The first of the general enhancements is a subtle yet significant interface addition: the repeat button. When you highlight the repeat button on a unit production building, the building will unceasingly add that unit to the production queue, simplifying the tasks of building up a big army if you have the necessary resources. The other major addition comes in the titans themselves, which are essentially a wonder that can attack. To unleash a titan, you first have to build a costly gate to the underworld. The titan is intended as a game-ending superweapon and is many times larger and more powerful than any other unit in the game, even those as large as the colossus. The titan has a total of 7,000 hit points, so it can take a lot of mythological units to slow it down--or another titan.

The new side, the Atlanteans, worship the ancient gods Gaia, Oranos, and Kronos. No matter which major god you choose, as an Atlantean player you'll get to use god powers multiple times--likely four times for the first-level powers, three times for the second, twice for the third, and once for the top power. The Atlantean civilians are unique in that they have mules that follow them around and so don't require a gathering point. They're roughly three times as effective as other civilian types and are three times as costly to build. Another key Atlantean ability can convert any regular human units to heroes for a price, which gives them a large bonus against mythological units but makes them no better against other humans.
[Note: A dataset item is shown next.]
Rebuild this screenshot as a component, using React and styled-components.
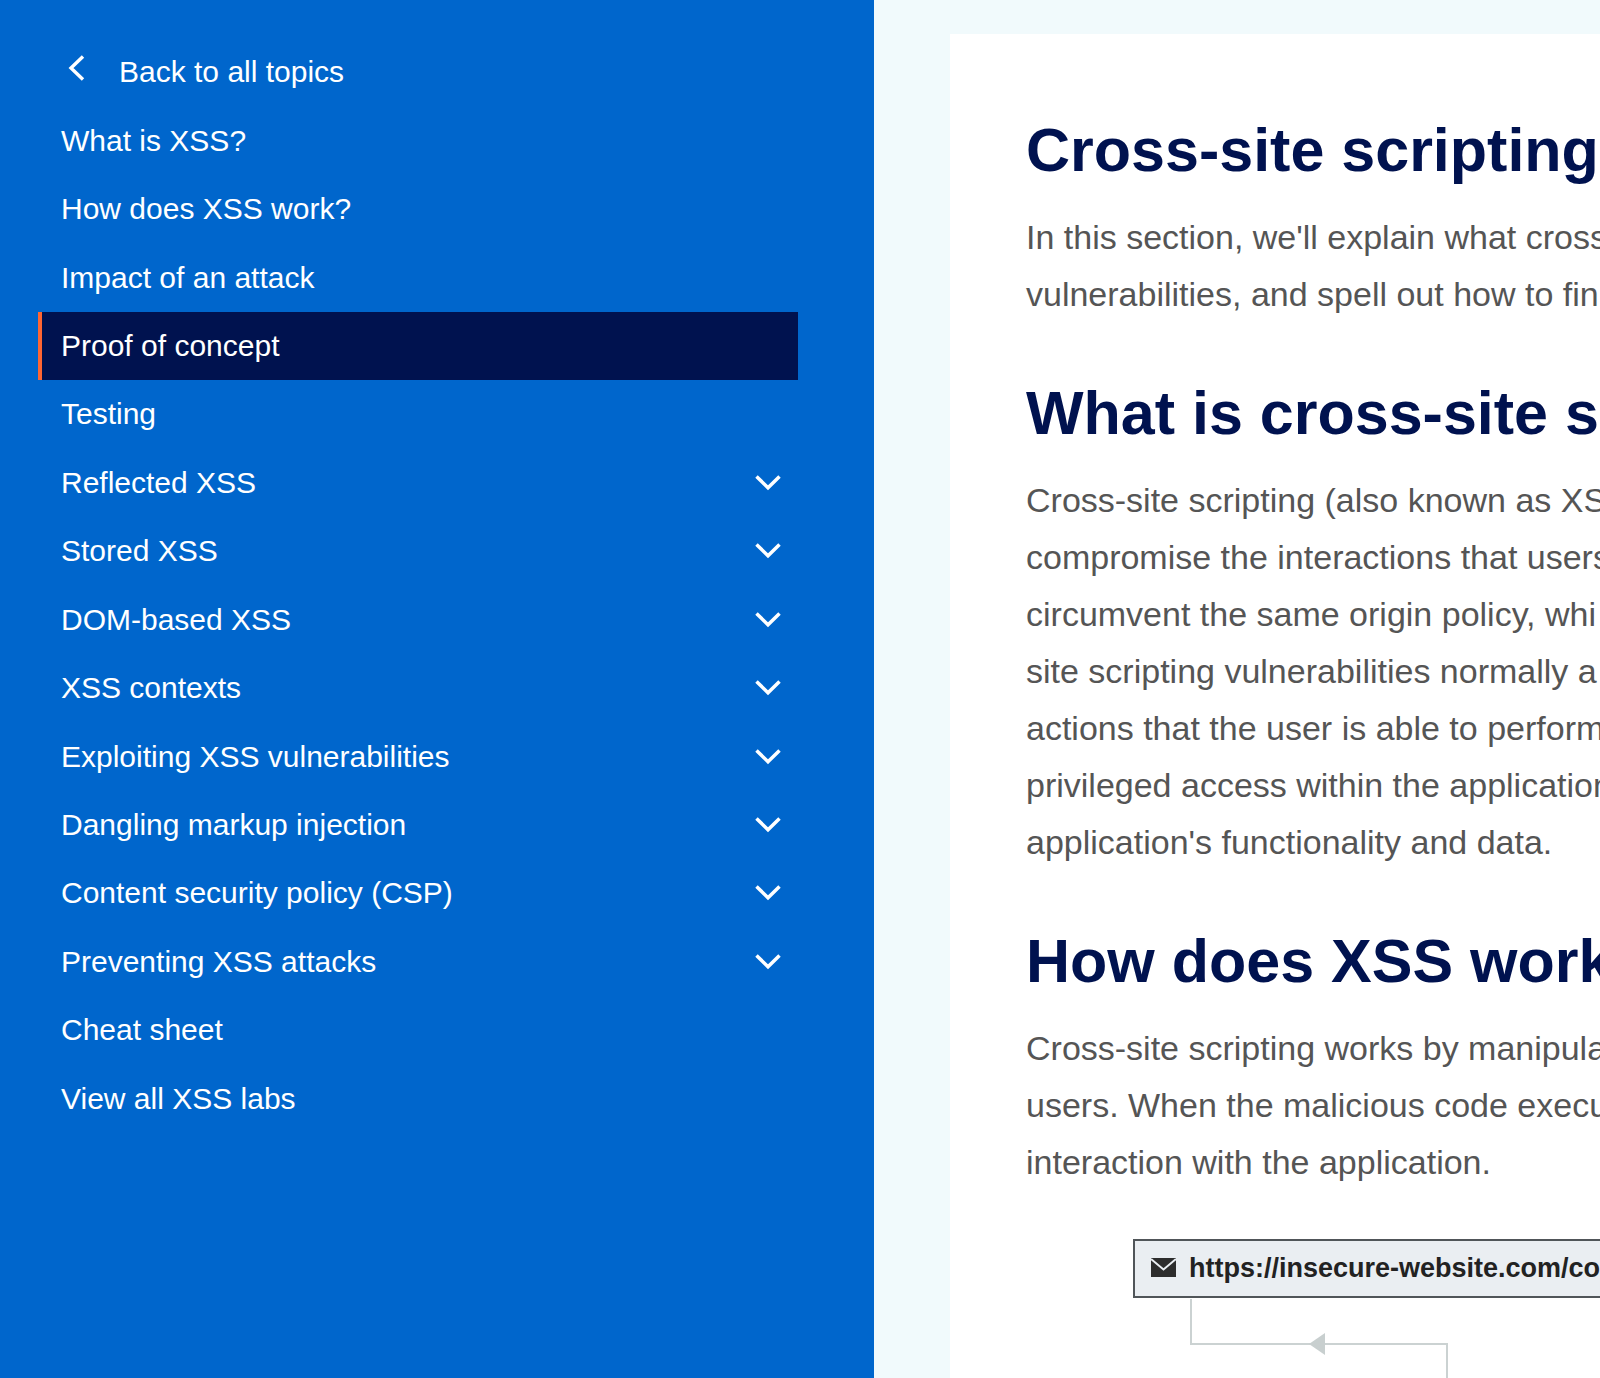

The three major gods naturally all have certain advantages. Gaia provides an intrinsic defense against offensive tower building by making a lush circle of vegetation sprout around all your structures, preventing enemies from building anything on very nearby locations. Kronos has a core ability that's nearly the opposite, letting you time-shift any building to another location anywhere on the map for a reasonable cost. The building is disassembled before your eyes and reassembled simultaneously on the new location. Although the building is vulnerable in the process, this ability effectively allows you to offensively move powerful buildings like fortresses to strategic locations. The major ability that Oranos brings to the table also involves teleportation. This god allows you to build sky passages, which would be similar to the two-way teleportation buildings found in some other RTS games except that you actually move units into a sky passage, leave them there, then unload them at any other sky passage you've built. This means you can build these structures at many important points and keep a rapid-reaction force garrisoned to conveniently deploy as necessary.

The Titans expansion pack will come with a single-player campaign designed to introduce you to the Atlanteans' many new human and mythological units. The expansion will also include a number of multiplayer maps, and Shelley said that a new multiplayer mode is in the works, but he couldn't mention any details. The Age of Mythology expansion pack is due out this fall.